まず手をつけてほしいのが、「受け身の時間を減らす」ことです。子どもたちが「先生の話も聞かずに板書を写している」「先生の解説を黙って聞いている」「問題の答を知るだけ」という状態をなくし、「進むことを優先するのではなく、全員の子どもがわかる・できるを保障する」授業に変えることです。そのことを意識して、先生方にグループで「どんなことをすればいい?」「できそうなことは何?」「どこで困りそう?」「何がわからない?」といったことを聞きあっていただきました。私が思った以上に先生方から意見が出ています。みなさん、以前は子どもを活躍させるような工夫をいろいろしていたように見えます。いつの間にかそういった工夫をしなくなったようです。先生方から「教科書を終わらせないと」という声を何度か聞きましたが、そういったことが原因なのかもしれません。

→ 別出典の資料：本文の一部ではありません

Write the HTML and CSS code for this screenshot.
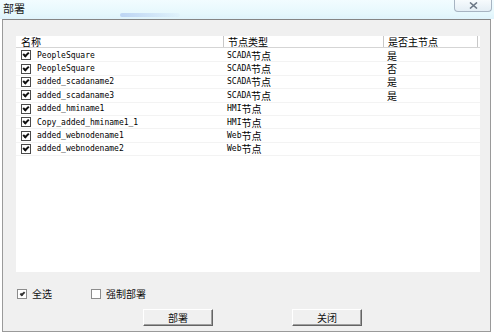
FILE: index.html
```html
<!DOCTYPE html>
<html lang="zh">
<head>
  <meta charset="UTF-8">
  <title>部署</title>
  <link rel="stylesheet" href="styles.css">
</head>
<body>

  <div class="window">
    <!-- Barra de título -->
    <div class="titlebar">
      <span class="title">部署</span>
      <span class="glow"></span>
      <span class="close">
        <svg width="9" height="7" viewBox="0 0 9 7"><path d="M1 0.5 L8 6.5 M8 0.5 L1 6.5" stroke="#6b7785" stroke-width="1.6" fill="none"/></svg>
      </span>
    </div>

    <div class="panel">
      <!-- Lista de nodos -->
      <div class="listview">
        <div class="lv-row lv-head">
          <div class="lv-cell">名称</div>
          <div class="lv-cell sep">节点类型</div>
          <div class="lv-cell sep">是否主节点</div>
        </div>

        <div class="lv-row">
          <div class="lv-cell name"><span class="chk on"></span>PeopleSquare</div>
          <div class="lv-cell type">SCADA<span class="cn">节点</span></div>
          <div class="lv-cell cn">是</div>
        </div>
        <div class="lv-row">
          <div class="lv-cell name"><span class="chk on"></span>PeopleSquare</div>
          <div class="lv-cell type">SCADA<span class="cn">节点</span></div>
          <div class="lv-cell cn">否</div>
        </div>
        <div class="lv-row">
          <div class="lv-cell name"><span class="chk on"></span>added_scadaname2</div>
          <div class="lv-cell type">SCADA<span class="cn">节点</span></div>
          <div class="lv-cell cn">是</div>
        </div>
        <div class="lv-row">
          <div class="lv-cell name"><span class="chk on"></span>added_scadaname3</div>
          <div class="lv-cell type">SCADA<span class="cn">节点</span></div>
          <div class="lv-cell cn">是</div>
        </div>
        <div class="lv-row">
          <div class="lv-cell name"><span class="chk on"></span>added_hminame1</div>
          <div class="lv-cell type">HMI<span class="cn">节点</span></div>
          <div class="lv-cell"></div>
        </div>
        <div class="lv-row">
          <div class="lv-cell name"><span class="chk on"></span>Copy_added_hminame1_1</div>
          <div class="lv-cell type">HMI<span class="cn">节点</span></div>
          <div class="lv-cell"></div>
        </div>
        <div class="lv-row">
          <div class="lv-cell name"><span class="chk on"></span>added_webnodename1</div>
          <div class="lv-cell type">Web<span class="cn">节点</span></div>
          <div class="lv-cell"></div>
        </div>
        <div class="lv-row">
          <div class="lv-cell name"><span class="chk on"></span>added_webnodename2</div>
          <div class="lv-cell type">Web<span class="cn">节点</span></div>
          <div class="lv-cell"></div>
        </div>
      </div>

      <!-- Opciones -->
      <div class="options">
        <label class="opt"><span class="box on"></span>全选</label>
        <label class="opt"><span class="box"></span>强制部署</label>
      </div>

      <!-- Botones -->
      <div class="buttons">
        <button class="btn">部署</button>
        <button class="btn">关闭</button>
      </div>
    </div>
  </div>

</body>
</html>
```

FILE: styles.css
```css
body {
  margin: 0;
  background-color: #fff;
  font-family: "Noto Sans CJK SC", sans-serif;
  color: #111;
}

.window {
  width: 494px;
  height: 333px;
}

.titlebar {
  position: relative;
  height: 19px;
  background: linear-gradient(#f2fcff, #e6f8fd 70%, #dff3fb);
}

.title {
  display: block;
  padding: 2px 0 0 3px;
  font-size: 11px;
  line-height: 13px;
  color: #1a1a1a;
}

.glow {
  position: absolute;
  left: 120px;
  top: 13px;
  width: 60px;
  height: 4px;
  border-radius: 3px;
  background: linear-gradient(90deg, rgba(150,180,235,0.5), rgba(190,210,245,0.1));
}

.close {
  position: absolute;
  right: 2px;
  top: 0;
  width: 36px;
  height: 11px;
  border: 1px solid #a7b4c2;
  border-top: none;
  border-radius: 0 0 4px 4px;
  background: linear-gradient(#f7fbfd, #e4eef5);
  display: flex;
  align-items: center;
  justify-content: center;
}

.panel {
  margin: 0 3px 0 2px;
  height: 313px;
  box-sizing: border-box;
  background-color: #f0f0f0;
  border: 1px solid #9a9a9a;
  border-top-color: #858585;
  padding: 16px 10px 0 13px;
}

.listview {
  height: 236px;
  background-color: #fff;
}

.lv-row {
  display: grid;
  grid-template-columns: 207px 160px 95px;
  height: 13.4px;
  border-bottom: 1px solid #f3f3f3;
  box-sizing: border-box;
  align-items: center;
}

.lv-head {
  height: 12px;
  margin-bottom: 1px;
  border-bottom: 1px solid #d5d5d5;
  color: #1e1e1e;
}

.lv-head .lv-cell:last-child {
  border-right: 1px solid #c8c8c8;
}

.lv-cell {
  padding-left: 4px;
  height: 100%;
  display: flex;
  align-items: center;
  white-space: nowrap;
  font-family: "DejaVu Sans Mono", monospace;
  font-size: 8px;
  line-height: 11px;
  color: #000;
}

.lv-head .lv-cell {
  font-family: "Noto Sans CJK SC", sans-serif;
  font-size: 10px;
  padding-left: 5px;
}

.lv-head .sep {
  border-left: 1px solid #c8c8c8;
  padding-left: 4px;
}

.lv-cell.cn,
.cn {
  font-family: "Noto Sans CJK SC", sans-serif;
  font-size: 10px;
  line-height: 11px;
}

.lv-cell.name {
  padding-left: 5px;
}

.chk {
  width: 8px;
  height: 8px;
  border: 1px solid #4a4a4a;
  background-color: #fff;
  margin-right: 6px;
  display: inline-flex;
  align-items: center;
  justify-content: center;
}

.chk.on::after,
.box.on::after {
  content: "";
  width: 4px;
  height: 2px;
  border-left: 2px solid #111;
  border-bottom: 2px solid #111;
  transform: translateY(-1px) rotate(-45deg);
}

.options {
  display: flex;
  gap: 39px;
  margin-top: 15px;
  margin-left: 1px;
  font-size: 10px;
  line-height: 14px;
}

.opt {
  display: flex;
  align-items: center;
}

.box {
  width: 8px;
  height: 8px;
  border: 1px solid #8c8c8c;
  background-color: #fff;
  margin-right: 5px;
  display: inline-flex;
  align-items: center;
  justify-content: center;
}

.box.on::after {
  width: 3px;
  height: 1px;
  border-left-color: #333;
  border-bottom-color: #333;
}

.buttons {
  display: flex;
  gap: 79px;
  margin-top: 8px;
  margin-left: 127px;
}

.btn {
  width: 70px;
  height: 17px;
  padding: 0;
  font-family: "Noto Sans CJK SC", sans-serif;
  font-size: 10px;
  color: #111;
  background-color: #f0f0f0;
  border: 1px solid;
  border-color: #fff #646464 #646464 #fff;
  box-shadow: inset -1px -1px 0 #a0a0a0;
}
```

ここで、他の学校での子どもたちの様子を動画で紹介しました。子どもたちが課題に対して、自分たちで相談しながら取り組んでいる姿や、一人で黙々と集中している姿です。この子どもたちは、以前はこの学校の生徒たちとあまり大きな違いはありませんでした。先生方が変わることによって、その姿を大きく変えたのです。どうやって、このような姿になったのかを考えていただきました。

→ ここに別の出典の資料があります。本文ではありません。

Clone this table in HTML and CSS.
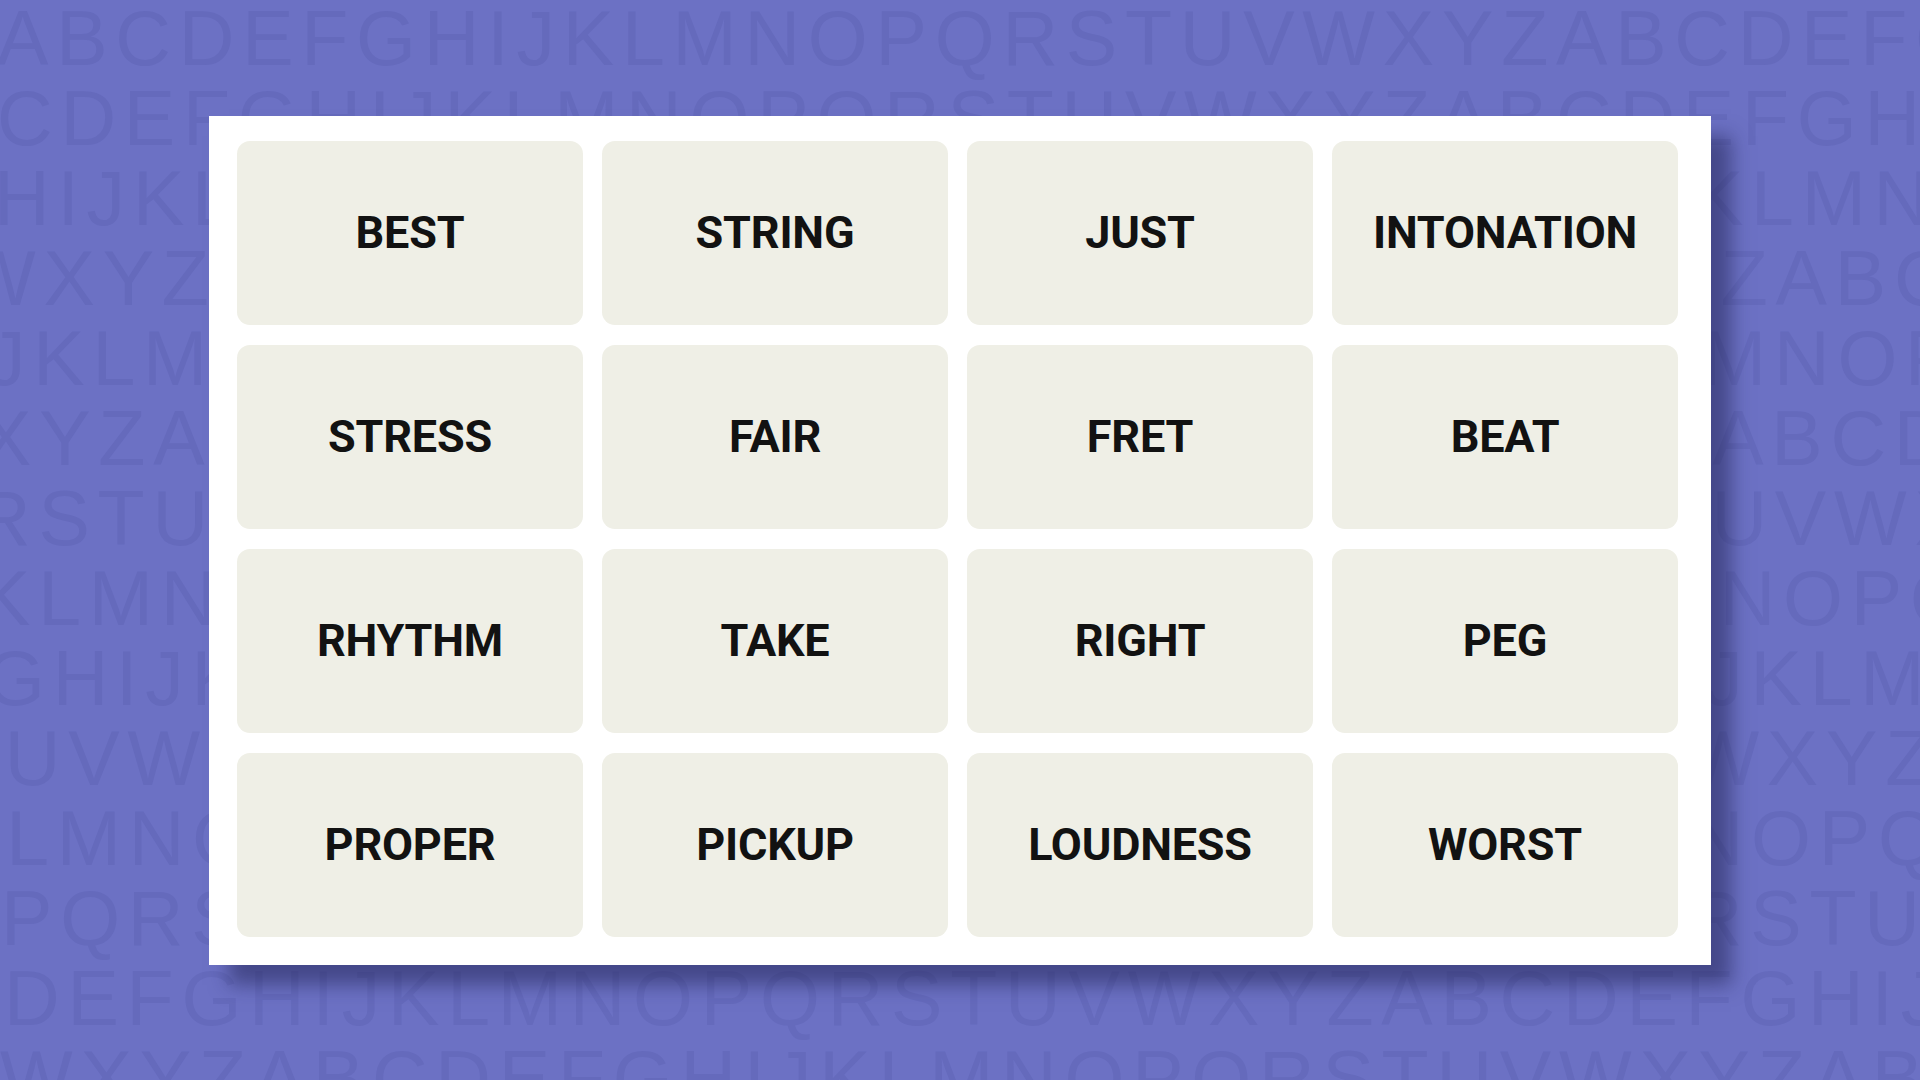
FILE: index.html
```html
<!DOCTYPE html>
<html lang="en">
<head>
<meta charset="utf-8">
<title>Connections</title>
<link rel="stylesheet" href="styles.css">
</head>
<body>
<div class="letters" aria-hidden="true">
  <div class="row r1">ABCDEFGHIJKLMNOPQRSTUVWXYZABCDEFGHIJ</div>
  <div class="row r2">CDEFGHIJKLMNOPQRSTUVWXYZABCDEFGHIJKL</div>
  <div class="row r3">HIJKLMNOPQRSTUVWXYZABCDEFGHIJKLMNOPQ</div>
  <div class="row r4">WXYZABCDEFGHIJKLMNOPQRSTUVWXYZABCDEF</div>
  <div class="row r5">JKLMNOPQRSTUVWXYZABCDEFGHIJKLMNOPQRS</div>
  <div class="row r6">XYZABCDEFGHIJKLMNOPQRSTUVWXYZABCDEFG</div>
  <div class="row r7">RSTUVWXYZABCDEFGHIJKLMNOPQRSTUVWXYZA</div>
  <div class="row r8">KLMNOPQRSTUVWXYZABCDEFGHIJKLMNOPQRST</div>
  <div class="row r9">GHIJKLMNOPQRSTUVWXYZABCDEFGHIJKLMNOP</div>
  <div class="row r10">TUVWXYZABCDEFGHIJKLMNOPQRSTUVWXYZABC</div>
  <div class="row r11">KLMNOPQRSTUVWXYZABCDEFGHIJKLMNOPQRST</div>
  <div class="row r12">PQRSTUVWXYZABCDEFGHIJKLMNOPQRSTUVWXY</div>
  <div class="row r13">DEFGHIJKLMNOPQRSTUVWXYZABCDEFGHIJKLM</div>
  <div class="row r14">WXYZABCDEFGHIJKLMNOPQRSTUVWXYZABCDEF</div>
</div>
<main class="board">
  <div class="grid">
    <div class="tile">BEST</div>
    <div class="tile">STRING</div>
    <div class="tile">JUST</div>
    <div class="tile">INTONATION</div>
    <div class="tile">STRESS</div>
    <div class="tile">FAIR</div>
    <div class="tile">FRET</div>
    <div class="tile">BEAT</div>
    <div class="tile">RHYTHM</div>
    <div class="tile">TAKE</div>
    <div class="tile">RIGHT</div>
    <div class="tile">PEG</div>
    <div class="tile">PROPER</div>
    <div class="tile">PICKUP</div>
    <div class="tile">LOUDNESS</div>
    <div class="tile">WORST</div>
  </div>
</main>
</body>
</html>
```

FILE: styles.css
```css
html, body {
  margin: 0;
  padding: 0;
}

body {
  width: 1920px;
  height: 1080px;
  overflow: hidden;
  background: #6c71c4;
  display: flex;
  align-items: center;
  justify-content: center;
  position: relative;
}

.letters {
  position: absolute;
  inset: 0;
  overflow: hidden;
  margin-top: -2px;
  font-family: "Liberation Sans", Arial, sans-serif;
  font-size: 77px;
  line-height: 80px;
  letter-spacing: 7.8px;
  color: #656abc;
  z-index: 0;
}

.row {
  white-space: nowrap;
}

.r1 { margin-left: -3px; }
.r2 { margin-left: -3px; }
.r3 { margin-left: -6px; }
.r4 { margin-left: -37px; }
.r5 { margin-left: -13px; }
.r6 { margin-left: -20px; }
.r7 { margin-left: -25px; }
.r8 { margin-left: -21px; }
.r9 { margin-left: -15px; }
.r10 { margin-left: -50px; }
.r11 { margin-left: -53px; }
.r12 { margin-left: 1px; }
.r13 { margin-left: 4px; }
.r14 { margin-left: 0px; }

.board {
  position: relative;
  z-index: 1;
  width: 1502px;
  height: 849px;
  box-sizing: border-box;
  padding: 25px 32px 28px 28px;
  background: #ffffff;
  box-shadow: 20px 20px 18px rgba(30, 32, 80, 0.5);
}

.grid {
  display: grid;
  grid-template-columns: repeat(4, 346px);
  grid-template-rows: repeat(4, 184px);
  column-gap: 19px;
  row-gap: 20px;
}

.tile {
  background: #efefe6;
  border-radius: 13px;
  display: flex;
  align-items: center;
  justify-content: center;
  font-family: Roboto, "Liberation Sans", sans-serif;
  font-weight: 700;
  font-size: 45px;
  color: #121212;
  letter-spacing: -0.2px;
}
```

結論から言えば、先生方が子どもたちの姿を変えたい、変わってほしいと思うかどうかの問題です。この学校でのきっかけは、授業中に「寝る子どもをなくしたかった」ことです。子どもたちが変わるにつれて、先生の言葉が「子どもがダメだ」から「自分たちの授業の問題だった」と変わっていきます。「子どもはすごい」「準備は大変だけれど子どもの姿がエネルギーをくれる」といった言葉が聞かれるようになりました。子どもの笑顔が増え、授業に集中しています。子どもたちは、「頑張ればわかると信じて」授業を受けているので集中が切れないのです。子どもたちの原動力は「わかりたい」「できるようになりたい」であって、「楽しい」「おもしろい」はその先にあるのです。
最後にどのようなことをやってきたのか簡単に整理して終わりました。

・笑顔で子どもを受容する
・子どもに問いかける
・隣同士で相談
・グループで相談
・問題を解くのにわからなければ聞いてもいい
・先生が答を言わない
・他のグループにも協力する
・自分たちの考えや活動をみんなの前で発表
・友だちや先生が認めてくれる

報告会の後で、管理職の方と今後についてお話をしました。私からは大きく2つのことを提案させていただきました。一つは、先生方はいろいろな工夫をする力はあるがそれをやろうという意欲が低いので、トップダウンで授業改善の方向性を示すこと。もう一つは、先生方が互いに授業を見あってよいところを学び合うことです。
ボトムアップで進めることができればいいのですが、現在の状況を見るとその時間的な余裕はないように思います。先生方の持つポテンシャルは決して低くないので、それをいかにして引き出すかが課題です。管理職の決断を待つことになります。